- [Stated exercise]:
Please output every line of the material as it stands, without the pictures.

- [Source material]:
— start —

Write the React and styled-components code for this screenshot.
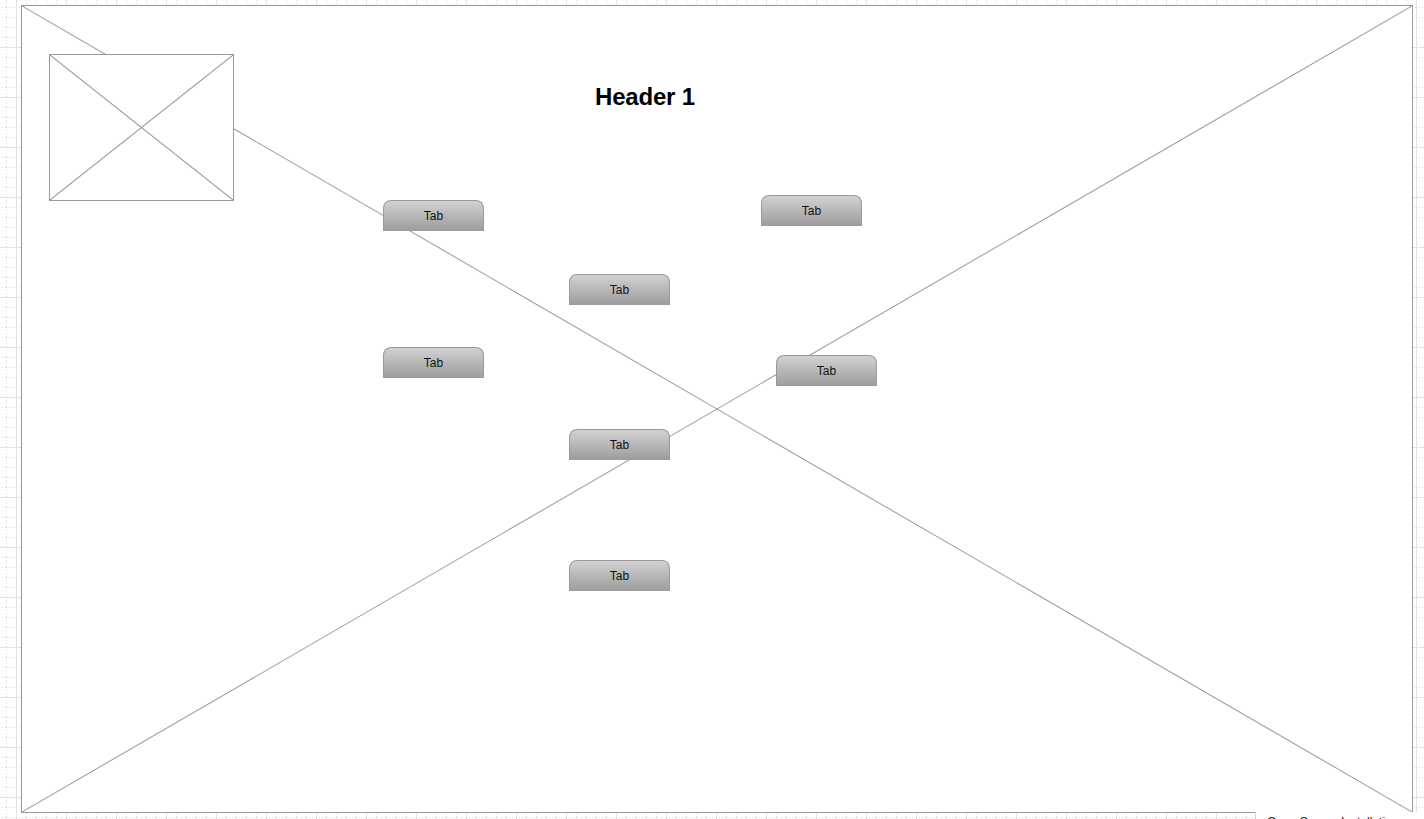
import styled, { createGlobalStyle } from "styled-components";

const GlobalStyle = createGlobalStyle`
  html, body {
    margin: 0;
    padding: 0;
    background: #ffffff;
    font-family: "Liberation Sans", Arial, sans-serif;
  }
`;

const tabs = [
  { x: 361, y: 194 },
  { x: 739, y: 189 },
  { x: 547, y: 268 },
  { x: 361, y: 341 },
  { x: 754, y: 349 },
  { x: 547, y: 423 },
  { x: 547, y: 554 },
];

const GridBackdrop = () => (
  <GridSvg width="1424" height="819">
    <defs>
      <pattern id="minor" width="10" height="10" patternUnits="userSpaceOnUse" x="6" y="7">
        <path d="M0.5 0 V10" stroke="#dadada" strokeWidth="1" strokeDasharray="1 2" />
        <path d="M0 0.5 H10" stroke="#dadada" strokeWidth="1" strokeDasharray="1 2" />
      </pattern>
      <pattern id="major" width="50" height="50" patternUnits="userSpaceOnUse" x="16" y="47">
        <path d="M0.5 0 V50 M0 0.5 H50" stroke="#e2e2e2" strokeWidth="1" />
      </pattern>
    </defs>
    <rect width="1424" height="819" fill="url(#minor)" />
    <rect width="1424" height="819" fill="url(#major)" />
  </GridSvg>
);

const Cross = () => (
  <CrossSvg preserveAspectRatio="none" viewBox="0 0 100 100">
    <line x1="0" y1="0" x2="100" y2="100" vectorEffect="non-scaling-stroke" />
    <line x1="100" y1="0" x2="0" y2="100" vectorEffect="non-scaling-stroke" />
  </CrossSvg>
);

const App = () => {
  return (
    <>
      <GlobalStyle />
      <Page>
        <GridBackdrop />
        <Frame>
          <Cross />
          <Thumb>
            <Cross />
          </Thumb>
          <Header>Header 1</Header>
          {tabs.map((t, i) => (
            <Tab key={i} style={{ left: t.x, top: t.y }}>
              Tab
            </Tab>
          ))}
        </Frame>
        <Note>Open Source Installations</Note>
      </Page>
    </>
  );
};

export default App;

const Page = styled.div`
  position: relative;
  width: 1424px;
  height: 819px;
  overflow: hidden;
  padding: 5px 0 0 21px;
  box-sizing: border-box;
`;

const GridSvg = styled.svg`
  position: absolute;
  left: 0;
  top: 0;
`;

const Frame = styled.div`
  position: relative;
  width: 1392px;
  height: 808px;
  box-sizing: border-box;
  border: 1px solid #9a9a9a;
  background: #ffffff;
`;

const CrossSvg = styled.svg`
  position: absolute;
  inset: 0;
  width: 100%;
  height: 100%;

  line {
    stroke: #9a9a9a;
    stroke-width: 1;
  }
`;

const Thumb = styled.div`
  position: absolute;
  left: 27px;
  top: 48px;
  width: 185px;
  height: 147px;
  box-sizing: border-box;
  border: 1px solid #9a9a9a;
  background: #ffffff;
`;

const Header = styled.h1`
  position: absolute;
  left: 573px;
  top: 79px;
  margin: 0;
  font-size: 24px;
  line-height: 1;
  font-weight: bold;
  letter-spacing: -0.2px;
  color: #000000;
`;

const Tab = styled.div`
  position: absolute;
  width: 101px;
  height: 31px;
  box-sizing: border-box;
  border: 1px solid #9a9a9a;
  border-bottom: none;
  border-radius: 8px 8px 0 0;
  background: linear-gradient(to bottom, #d2d2d2 0%, #b4b4b4 55%, #9c9c9c 100%);
  display: flex;
  align-items: center;
  justify-content: center;
  padding-bottom: 1px;
  font-size: 12px;
  color: #111111;
`;

const Note = styled.div`
  position: absolute;
  left: 1255px;
  top: 812px;
  width: 180px;
  height: 30px;
  box-sizing: border-box;
  border-left: 1px solid #d8d8d8;
  background: #ffffff;
  padding: 3px 0 0 11px;
  font-size: 12px;
  color: #222222;
  white-space: nowrap;
`;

— end —

- [Solution to this task]:
Write the React and styled-components code for this screenshot.
import styled, { createGlobalStyle } from "styled-components";

const GlobalStyle = createGlobalStyle`
  html, body {
    margin: 0;
    padding: 0;
    background: #ffffff;
    font-family: "Liberation Sans", Arial, sans-serif;
  }
`;

const tabs = [
  { x: 361, y: 194 },
  { x: 739, y: 189 },
  { x: 547, y: 268 },
  { x: 361, y: 341 },
  { x: 754, y: 349 },
  { x: 547, y: 423 },
  { x: 547, y: 554 },
];

const GridBackdrop = () => (
  <GridSvg width="1424" height="819">
    <defs>
      <pattern id="minor" width="10" height="10" patternUnits="userSpaceOnUse" x="6" y="7">
        <path d="M0.5 0 V10" stroke="#dadada" strokeWidth="1" strokeDasharray="1 2" />
        <path d="M0 0.5 H10" stroke="#dadada" strokeWidth="1" strokeDasharray="1 2" />
      </pattern>
      <pattern id="major" width="50" height="50" patternUnits="userSpaceOnUse" x="16" y="47">
        <path d="M0.5 0 V50 M0 0.5 H50" stroke="#e2e2e2" strokeWidth="1" />
      </pattern>
    </defs>
    <rect width="1424" height="819" fill="url(#minor)" />
    <rect width="1424" height="819" fill="url(#major)" />
  </GridSvg>
);

const Cross = () => (
  <CrossSvg preserveAspectRatio="none" viewBox="0 0 100 100">
    <line x1="0" y1="0" x2="100" y2="100" vectorEffect="non-scaling-stroke" />
    <line x1="100" y1="0" x2="0" y2="100" vectorEffect="non-scaling-stroke" />
  </CrossSvg>
);

const App = () => {
  return (
    <>
      <GlobalStyle />
      <Page>
        <GridBackdrop />
        <Frame>
          <Cross />
          <Thumb>
            <Cross />
          </Thumb>
          <Header>Header 1</Header>
          {tabs.map((t, i) => (
            <Tab key={i} style={{ left: t.x, top: t.y }}>
              Tab
            </Tab>
          ))}
        </Frame>
        <Note>Open Source Installations</Note>
      </Page>
    </>
  );
};

export default App;

const Page = styled.div`
  position: relative;
  width: 1424px;
  height: 819px;
  overflow: hidden;
  padding: 5px 0 0 21px;
  box-sizing: border-box;
`;

const GridSvg = styled.svg`
  position: absolute;
  left: 0;
  top: 0;
`;

const Frame = styled.div`
  position: relative;
  width: 1392px;
  height: 808px;
  box-sizing: border-box;
  border: 1px solid #9a9a9a;
  background: #ffffff;
`;

const CrossSvg = styled.svg`
  position: absolute;
  inset: 0;
  width: 100%;
  height: 100%;

  line {
    stroke: #9a9a9a;
    stroke-width: 1;
  }
`;

const Thumb = styled.div`
  position: absolute;
  left: 27px;
  top: 48px;
  width: 185px;
  height: 147px;
  box-sizing: border-box;
  border: 1px solid #9a9a9a;
  background: #ffffff;
`;

const Header = styled.h1`
  position: absolute;
  left: 573px;
  top: 79px;
  margin: 0;
  font-size: 24px;
  line-height: 1;
  font-weight: bold;
  letter-spacing: -0.2px;
  color: #000000;
`;

const Tab = styled.div`
  position: absolute;
  width: 101px;
  height: 31px;
  box-sizing: border-box;
  border: 1px solid #9a9a9a;
  border-bottom: none;
  border-radius: 8px 8px 0 0;
  background: linear-gradient(to bottom, #d2d2d2 0%, #b4b4b4 55%, #9c9c9c 100%);
  display: flex;
  align-items: center;
  justify-content: center;
  padding-bottom: 1px;
  font-size: 12px;
  color: #111111;
`;

const Note = styled.div`
  position: absolute;
  left: 1255px;
  top: 812px;
  width: 180px;
  height: 30px;
  box-sizing: border-box;
  border-left: 1px solid #d8d8d8;
  background: #ffffff;
  padding: 3px 0 0 11px;
  font-size: 12px;
  color: #222222;
  white-space: nowrap;
`;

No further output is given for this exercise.